Accessing fields of derived class object, C++ vs Java

Question

If one accesses the fields of derived class object after assignment this object to variable of base class type in java, i get the expected behaviour, meaning print field's value of the derived class . In c++ value of the field, belonging to the base class is printed.

In Java, 6 is printed as expected:

class Ideone
{

    static class A {
        static int a = 7;
    }
    static class B extends A {
        static int b = 6;
    }
    public static void main (String[] args) throws java.lang.Exception
    {

        A a = new B();
        System.out.println(((B)a).b);
    }
}

In C++, 7 is printed:

#include <iostream>
using namespace std;

class Base {
    int i = 7;
public:

    Base(){
        std::cout << "Constructor base" << std::endl;
    }
    ~Base(){
        std::cout << "Destructor base" << std::endl;
    }
    Base& operator=(const Base& a){
        std::cout << "Assignment base" << std::endl;
    }
};

class Derived : public Base{
public:
    int j = 6;
};

int main ( int argc, char **argv ) {
    Base b;
    Derived p;
    cout << p.j << endl;
    b = p;
    Derived pcasted = static_cast<Derived&>(b);
    cout << pcasted.j << endl;
    return 0;
}

Is it possible to achieve in c++ similar type of behaviour (printing 6).

Answer 1

Is it possible to achieve in c++ similar type of behaviour (printing 6).

It sure is, as long as you do the same thing as you do in Java.

You must remember, that even though Java has similar syntax, it is not identical. In Java, the statement A a = new B(); creates a reference of base type, bound to a derived type. ((B)a) then casts the type of the reference down to derived.

In c++, Base b; is not a reference variable. Copy-assigning a derived object to this variable will copy the base-sub-object of the derived object. This language feature is known as slicing. Simply use a reference to have similar semantics to your Java code:

Base& b = p;

If you access an object of concrete type Base, through a Derived& reference, you invoke undefined behaviour.

P.S. your assignment operator does not return anything, despite the return type being non-void. Not returning has undefined behaviour.

Answer 2

In the C++ code, b = p; just slicing copied p to b, b is still Base in fact. Then static_cast<Derived&>(b) will fail and lead to UB.

You could use reference or pointer, letting b point to Derived in fact. Then it'll be fine to down-cast it to Derived.

int main ( int argc, char **argv ) {

    Derived p;
    Base& b = p;
    cout << static_cast<Derived&>(b).j << endl;
    return 0;
}

LIVE

Answer 3

Your question might be meaningful if your C++ code was even close to being equivalent to your Java code. It is not. Even if they were written in the same language, it is hardly surprising that two non-equivalent sections of code will produce different results.

A main() of the form

int main ( int argc, char **argv )
{
    Base *b = new Derived;

    std::cout << ((Derived *)p)->j << endl;
    return 0;
}

is (approximately) equivalent to the Java code, allowing for the fact that Java blends concepts of those things in C++ called pointers and references. It will give you the result you expect.

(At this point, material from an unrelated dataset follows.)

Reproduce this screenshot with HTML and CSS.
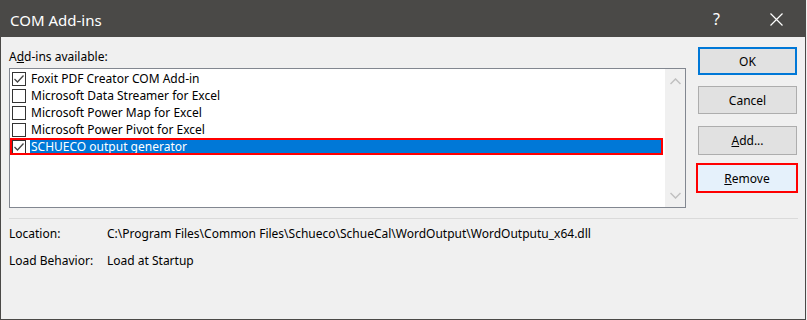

As will changing the statement std::cout << ((Derived *)p)->j << endl to the equivalent (in C++) std::cout << (*((Derived *)p)).j << endl which is probably a more literal interpretation of the Java code.

Actually your main() function yields undefined behaviour anyway, so all bets are off. The line

Derived pcasted = static_cast<Derived&>(b);

converts a reference to b into a reference to Derived. Since b is not of type Derived, the assignment of pcasted treats b as if it is a Derived when it is not. That gives undefined behaviour.

Answer 4

Code differences:

• static and non static member variables
• Stack object vs heap (reference) object
• Object slicing in C++ of stack-object, and simple type cast in Java.

Literally comparing Apples with Oranges!